Libya “issued a warrant to bring him in. They only asked him to provide certain information, but this warrant is inactive on the international level,” he said, adding that such a warrant did not necessarily mean that Ghanem was to be arrested.    Libyan authorities sent the warrant to Interpol around a month ago but had received “no decisive reply yet”, he added.

Ghanem’s lawyer had been in touch about the request, he said. “Our request to bring him to Libya does not mean he was guilty, that was up to a court to decide,” Hasadi added.

A passer-by discovered Ghanem’s fully clothed body in the Danube early on Sunday, a few hundred metres (yards) from his home in a 22-storey apartment block.

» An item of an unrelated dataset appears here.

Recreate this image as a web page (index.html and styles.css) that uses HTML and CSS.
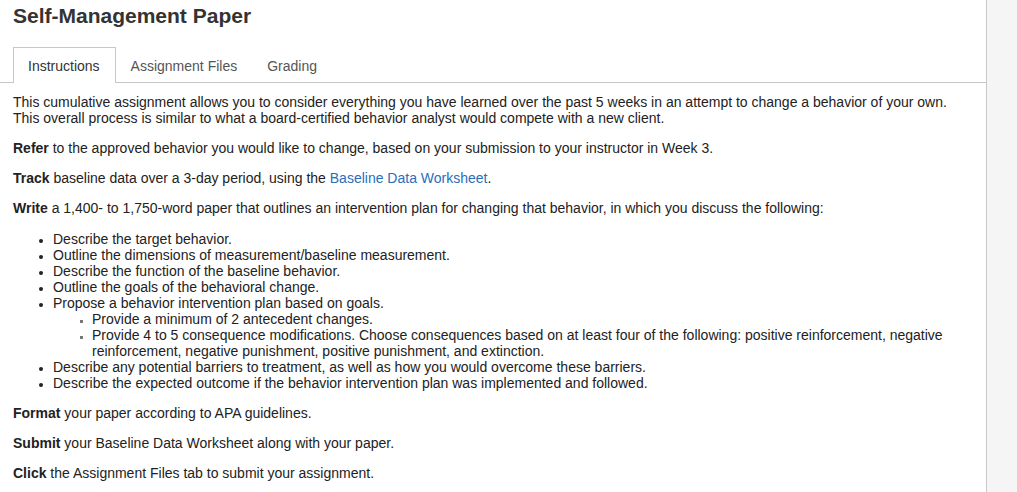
FILE: index.html
```html
<!DOCTYPE html>
<html lang="en">
<head>
    <meta charset="UTF-8">
    <meta name="viewport" content="width=device-width, initial-scale=1.0">
    <title>Self-Management Paper</title>
    <link rel="stylesheet" href="styles.css">
</head>
<body>
    <div class="page">
        <div class="main">
            <h1 class="title">Self-Management Paper</h1>

            <ul class="tabs">
                <li class="tab active">Instructions</li>
                <li class="tab">Assignment Files</li>
                <li class="tab">Grading</li>
            </ul>

            <div class="content">
                <p>This cumulative assignment allows you to consider everything you have learned over the past 5 weeks in an attempt to change a behavior of your own. This overall process is similar to what a board-certified behavior analyst would compete with a new client.</p>
                <p><b>Refer</b> to the approved behavior you would like to change, based on your submission to your instructor in Week 3.</p>
                <p><b>Track</b> baseline data over a 3-day period, using the <a href="#">Baseline Data Worksheet</a>.</p>
                <p><b>Write</b> a 1,400- to 1,750-word paper that outlines an intervention plan for changing that behavior, in which you discuss the following:</p>
                <ul class="points">
                    <li>Describe the target behavior.</li>
                    <li>Outline the dimensions of measurement/baseline measurement.</li>
                    <li>Describe the function of the baseline behavior.</li>
                    <li>Outline the goals of the behavioral change.</li>
                    <li>Propose a behavior intervention plan based on goals.
                        <ul class="subpoints">
                            <li>Provide a minimum of 2 antecedent changes.</li>
                            <li>Provide 4 to 5 consequence modifications. Choose consequences based on at least four of the following: positive reinforcement, negative reinforcement, negative punishment, positive punishment, and extinction.</li>
                        </ul>
                    </li>
                    <li>Describe any potential barriers to treatment, as well as how you would overcome these barriers.</li>
                    <li>Describe the expected outcome if the behavior intervention plan was implemented and followed.</li>
                </ul>
                <p><b>Format</b> your paper according to APA guidelines.</p>
                <p><b>Submit</b> your Baseline Data Worksheet along with your paper.</p>
                <p><b>Click</b> the Assignment Files tab to submit your assignment.</p>
            </div>
        </div>
        <div class="side"></div>
    </div>
</body>
</html>
```

FILE: styles.css
```css
body {
    margin: 0;
    font-family: "Liberation Sans", Arial, sans-serif;
    font-size: 14px;
    color: #222;
    background-color: #fff;
}
.page {
    display: flex;
    min-height: 492px;
}
.main {
    width: 986px;
    border-right: 1px solid #c8c8c8;
}
.side {
    flex: 1;
    background-color: #f5f5f5;
}
.title {
    margin: 0;
    padding: 4px 13px 0;
    font-size: 21px;
    line-height: 24px;
    color: #333;
}
.tabs {
    display: flex;
    list-style: none;
    margin: 19px 0 0;
    padding: 0 13px;
    border-bottom: 1px solid #c8c8c8;
}
.tab {
    padding: 0 14px;
    height: 34px;
    line-height: 36px;
    font-size: 14px;
    color: #555;
    border: 1px solid transparent;
    border-bottom: none;
    margin-bottom: -1px;
}
.tab:first-child {
    padding-right: 15px;
}
.tab.active {
    border-color: #c8c8c8;
    background-color: #fff;
    height: 35px;
    color: #333;
}
.content {
    padding: 11px 13px 0;
    line-height: 16px;
}
.content p {
    margin: 0 0 14px;
}
.content p:nth-child(4) {
    margin-bottom: 15px;
}
.content a {
    color: #2a6ebb;
    text-decoration: none;
}
.points {
    margin: 0 0 14px;
    padding-left: 40px;
}
.points li::marker {
    font-size: 12px;
}
.subpoints {
    list-style: square;
    margin: 0;
    padding-left: 39px;
}
.subpoints li::marker {
    font-size: 9px;
    color: #777;
}
```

NO FOUL PLAY: Austrian authorities say they have not detected foul play in the drowning, but friends and colleagues suspect enemies may have killed the man who knew more than anyone about Gaddafi’s suspected multi-billion-dollar fortune.

In Libya’s first official reaction to the news of Ghanem’s death, transitional government spokesman Nasser El-Manee said the North African country was following the matter.

“We were surprised to hear the news of Shokri Ghanem’s death. According to the police reports, the death wasn’t a crime,” El-Manee told a news conference. “Some people have expressed their wish that he be buried in Libya. The government will soon announce details,” he said, without elaborating.

Ghanem’s nephew, Loayi Ghanem, has told Reuters the family hoped to bring the body back to Libya on Thursday.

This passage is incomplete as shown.